Thank you for being a loving, loyal friend. Thank you for taking the train from NYC to Philly to take care of Nyah that weekend I had the Wharton Africa Business Forum. You have been one of my biggest cheerleaders — from start-up life in Uganda to Wharton, you’ve been there for me with no questions asked.
I am so glad I took MGMT801 with you during my 1st quarter at Wharton. Thank you for being kind when you tore my MBA Mama pitch deck to shreds — I needed that. Thanks for being a kick-ass entrepreneurship professor and agreeing to supervise my Independent Study next semester. I am so thrilled to have the opportunity to work with you.

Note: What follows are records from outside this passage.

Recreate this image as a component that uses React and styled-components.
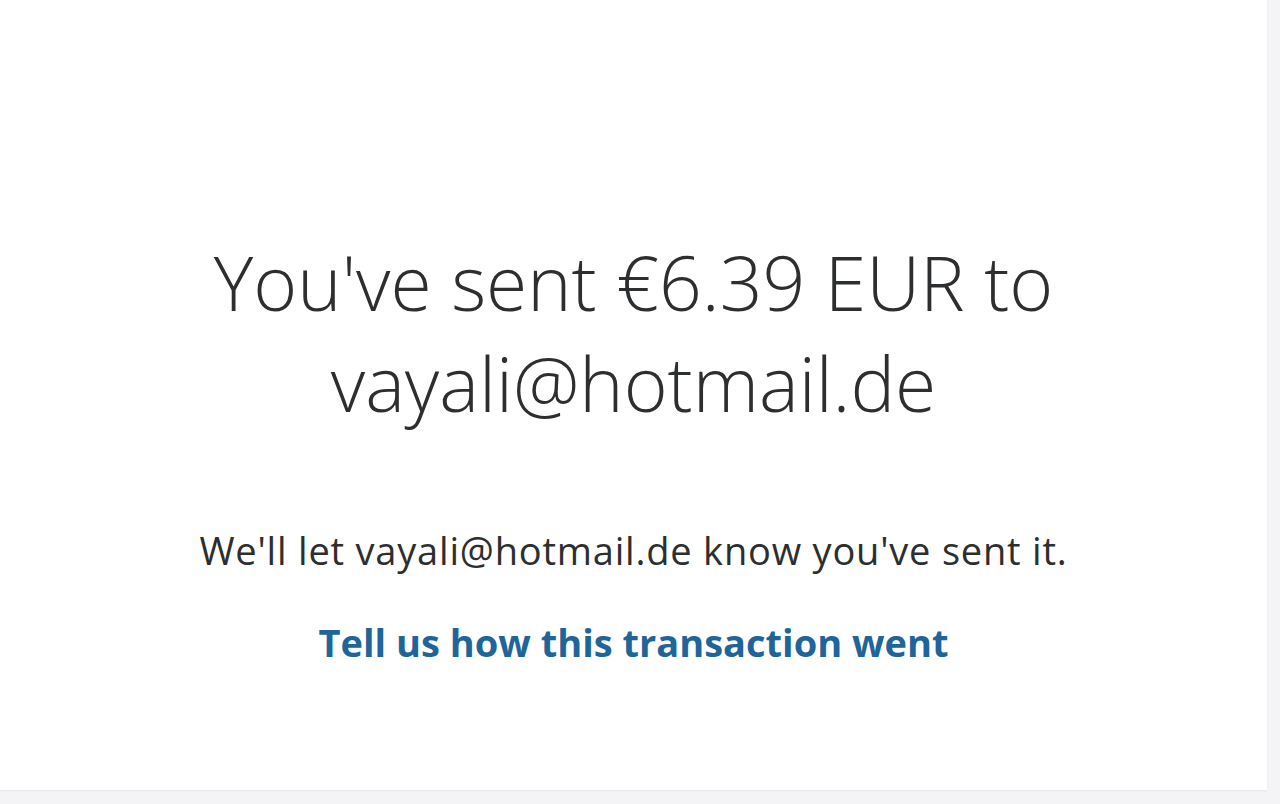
import React from 'react';
import styled, { createGlobalStyle } from 'styled-components';

const Global = createGlobalStyle`
  html, body {
    margin: 0;
    padding: 0;
    background: #f4f4f7;
  }
  body {
    font-family: "Open Sans", Lato, sans-serif;
  }
`;

const Page = styled.div`
  width: 1280px;
  height: 804px;
  background: #f4f4f7;
`;

const Card = styled.div`
  width: 1267px;
  height: 790px;
  background: #fff;
  box-shadow: 0 1px 2px rgba(0, 0, 0, 0.06);
  display: flex;
  flex-direction: column;
  align-items: center;
  box-sizing: border-box;
  padding-top: 232px;
`;

const Heading = styled.h1`
  margin: 0;
  font-family: "Open Sans", sans-serif;
  font-weight: 300;
  font-size: 75px;
  line-height: 101px;
  color: #2c2e2f;
  text-align: center;
  width: 1000px;
`;

const Note = styled.p`
  margin: 96px 0 0;
  font-family: "Open Sans", sans-serif;
  font-size: 38px;
  letter-spacing: 0.8px;
  line-height: 40px;
  color: #2c2e2f;
`;

const Feedback = styled.a`
  margin-top: 52px;
  font-family: "Open Sans", sans-serif;
  font-weight: 700;
  font-size: 38px;
  line-height: 40px;
  color: #1f659a;
  text-decoration: none;
  cursor: pointer;
`;

export default function App() {
  return (
    <Page>
      <Global />
      <Card>
        <Heading>
          You've sent €6.39 EUR to
          <br />
          vayali@hotmail.de
        </Heading>
        <Note>We'll let vayali@hotmail.de know you've sent it.</Note>
        <Feedback>Tell us how this transaction went</Feedback>
      </Card>
    </Page>
  );
}
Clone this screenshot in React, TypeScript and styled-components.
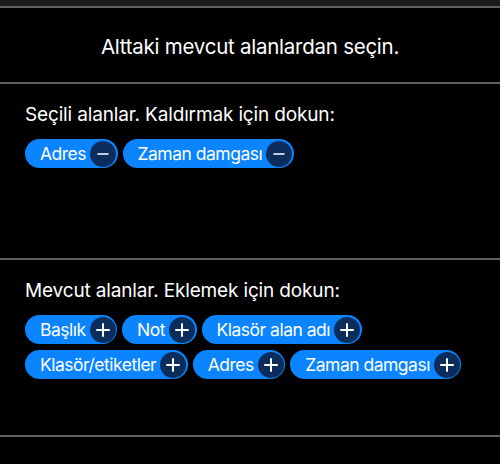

You are the best nanny a MBA Mama could ask for. I haven’t known you long but I am so thankful that we found each other. I look forward to the new year and making more memories with you and Nyah.
Thank you for being a willing co-parent and engaged father. Although our relationship as husband and wife has ended, we are still life partners tasked with raising our daughter to be loving, caring, smart, confident and to have integrity, morals, and a strong sense of who she is and where comes from. We must do the same for Shafiq. These last 2 years, it has been hard to love you, but I do. I’m thankful for the years we spent together. They were formidable years full of a lot of joy and love. Forgiveness and time truly do heal all wounds. I want you to be happy and I want you to thrive. We still have a long way to go but I am committed to successfully co-parenting with you so that our daughter can live a full life knowing she is loved and supported, always.
Writing this felt really, really good. In business school — and life, in general, we can get so caught up in doing “stuff” that we forget to actually just be — be thankful, be present, be still. As my first semester at Wharton comes to a close, I have much to be thankful for and there are many more people I could add to this list. I am incredibly blessed and privileged. I just want to be the best version of myself, and pay it forward as I advance in my career. Onward. Upward.